With the long-awaited reforms on UK tax residency rules having been deferred until at least 2013-14, Prudentials Gerry Brown takes us through a recent case as a reminder of the complexities involved.

With the long-awaited reforms on UK tax residency rules having been deferred until at least 2013-14, Prudentials Gerry Brown takes us through a recent case as a reminder of the complexities involved.

On 12 August 2005 Rupert Kimber disposed of shares resulting in a potential capital gains tax (CGT) liability of £99,500.

The basic principle is that an individual is only liable to CGT if he or she is resident or ordinarily resident when the disposal is made. An individual is normally resident for a complete tax year. By concession, years can be split into resident and non-resident portions when the individual concerned permanently arrives into or leaves the UK during the year.

Was Kimber resident on 12 August 2005?

HM Revenue & Customs held that he was. Kimber’s appeal against that decision was heard by the Tax Tribunal.

Kimber had worked for a company in Japan. It was agreed that he had been non-UK resident between 1989 and 1994 and again from 17 September 1997 until at least 17 July 2005. He had been resident in the UK in the intervening period.

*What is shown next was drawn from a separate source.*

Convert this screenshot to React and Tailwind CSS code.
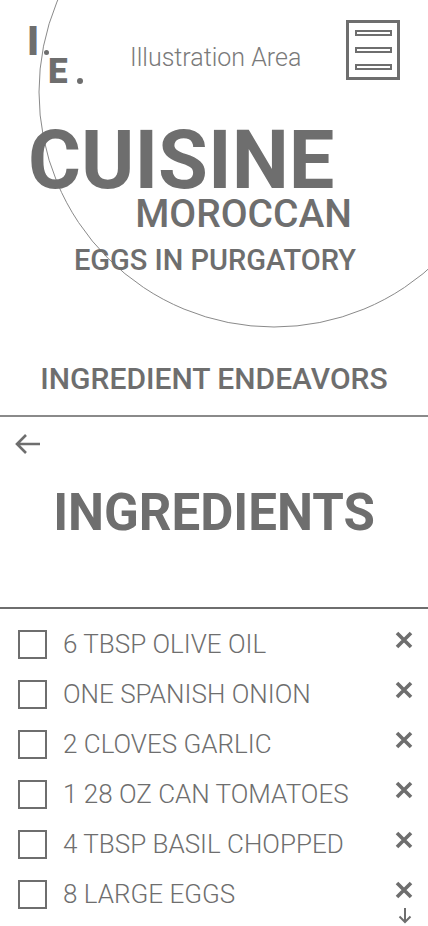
import React from "react";

const ingredients = [
  "6 TBSP OLIVE OIL",
  "ONE SPANISH ONION",
  "2 CLOVES GARLIC",
  "1 28 OZ CAN TOMATOES",
  "4 TBSP BASIL CHOPPED",
  "8 LARGE EGGS",
];

function CloseIcon() {
  return (
    <svg width="18" height="18" viewBox="0 0 18 18" className="shrink-0">
      <path d="M2 2 L16 16 M16 2 L2 16" stroke="#6e6e6e" strokeWidth="3.6" />
    </svg>
  );
}

function App() {
  return (
    <div className="relative w-[428px] h-[926px] overflow-hidden bg-white font-['Roboto',sans-serif] text-[#6e6e6e]">
      {/* decorative circle */}
      <svg
        className="absolute left-0 top-0 pointer-events-none"
        width="428"
        height="340"
        viewBox="0 0 428 340"
      >
        <circle cx="274" cy="92" r="235" fill="none" stroke="#8a8a8a" strokeWidth="1" />
      </svg>

      {/* header */}
      <header className="relative flex items-start h-[80px]">
        <div className="relative w-[60px] h-[66px] ml-[27px] mt-[22px] font-black">
          <span className="absolute left-0 top-0 text-[40px] leading-none">I</span>
          <span className="absolute left-[17px] top-[28px] w-[5px] h-[5px] rounded-full bg-[#6e6e6e]" />
          <span className="absolute left-[21px] top-[32px] text-[35px] leading-none">E</span>
          <span className="absolute left-[50px] top-[56px] w-[6px] h-[6px] rounded-full bg-[#6e6e6e]" />
        </div>
        <div className="ml-[43px] mt-[43px] text-[25px] leading-[30px] font-light text-[#7a7a7a]">
          Illustration Area
        </div>
        <div className="ml-auto mr-[28px] mt-[20px] w-[54px] h-[60px] border-[3px] border-[#6e6e6e] flex flex-col items-center justify-center gap-[11px]">
          <div className="w-[37px] h-[6px] border-2 border-[#6e6e6e]" />
          <div className="w-[37px] h-[6px] border-2 border-[#6e6e6e]" />
          <div className="w-[37px] h-[6px] border-2 border-[#6e6e6e]" />
        </div>
      </header>

      {/* titles */}
      <div className="relative flex flex-col">
        <h1 className="mt-[48px] pl-[28px] text-[81px] leading-[66px] font-bold">
          CUISINE
        </h1>
        <h2 className="mt-[4px] pr-[76px] text-right text-[39px] leading-[32px] font-medium">
          MOROCCAN
        </h2>
        <h3 className="mt-[10px] pl-[2px] text-center text-[29px] leading-[40px] font-medium">
          EGGS IN PURGATORY
        </h3>
        <p className="mt-[81px] text-center text-[30px] leading-[36px] font-medium">
          INGREDIENT ENDEAVORS
        </p>
      </div>

      <div className="mt-[18px] border-t-2 border-[#8a8a8a]" />

      <div className="pl-[14px] pt-[16px] h-[40px]">
        <svg width="28" height="22" viewBox="0 0 28 22">
          <path d="M26 11 H3 M12 2 L3 11 L12 20" fill="none" stroke="#6e6e6e" strokeWidth="2.6" />
        </svg>
      </div>

      <h2 className="mt-[28px] text-center text-[51px] leading-[56px] font-bold">
        INGREDIENTS
      </h2>

      <div className="mt-[66px] border-t-2 border-[#6e6e6e]" />

      <ul className="pt-[10px] flex flex-col">
        {ingredients.map((item) => (
          <li key={item} className="flex items-center h-[50px] pl-[18px] pr-[15px]">
            <div className="w-[29px] h-[29px] border-2 border-[#6e6e6e] shrink-0" />
            <span className="ml-[16px] text-[26px] font-light leading-none">{item}</span>
            <div className="ml-auto -mt-[8px]">
              <CloseIcon />
            </div>
          </li>
        ))}
      </ul>

      <div className="flex justify-end pr-[16px] -mt-[12px]">
        <svg width="14" height="17" viewBox="0 0 14 17">
          <path d="M7 1 V15 M1.5 9.5 L7 15 L12.5 9.5" fill="none" stroke="#6e6e6e" strokeWidth="2" />
        </svg>
      </div>
    </div>
  );
}

export default App;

In early 2005 he decided to move jobs. He considered working in Hong Kong but in April 2005 was offered a London-based post with Polar Capital.

He returned to the UK on 17 July and stayed with his mother-in-law in Kent.

While still in Japan, he booked a four week family holiday to Italy, which he went on between 30 July and 28 August 2005.

He commenced work at Polar Capital on 1 September 2005.

In 2002 Kimber had acquired a 99 year lease on a National Trust property – The Old Hall, Aylsham, Norwich. Much needed renovation work started in 2004 but the house wasn’t ready for occupation until 2006. Until The Old Hall was habitable the family rented Squirrelwood Farm, High Keeling, Norfolk.  The “printing date” on the draft lease was 27 July 2005. The Tribunal concluded that a decision to take the lease must have been made before 27 July, because were that not so, the eventual lease signed in unchanged form would certainly not have been printed out on 27 July.

While the family was resident in Japan the couple’s elder two girls had been enrolled in Greshams School in Norfolk

The HMRC guidance on “Residence” states:
 
“It is possible that after you first come to the UK your circumstances change and you are going to live here permanently or indefinitely, or you are going to remain here for three years or more from the date of your arrival. In such a situation, you will become resident and ordinarily resident in the UK…”

Kimber accepted that the guidance was correct but argued that, until he returned from Italy, he should be regarded as being in the UK for a temporary purpose and not with a view to permanent residence.

The Tribunal decided that on the facts presented to them, at some time before 30 July, Kimber formed the intention to stay in the UK permanently and then became resident. Alternatively, when he arrived on 17 July he was not coming to the UK for a temporary purpose but knew that, a pre-booked holiday in Italy apart, he and his family were returning to the UK, and very specifically to Norfolk.

He was resident on 12 August and thus liable to CGT in respect of the disposal of the shares.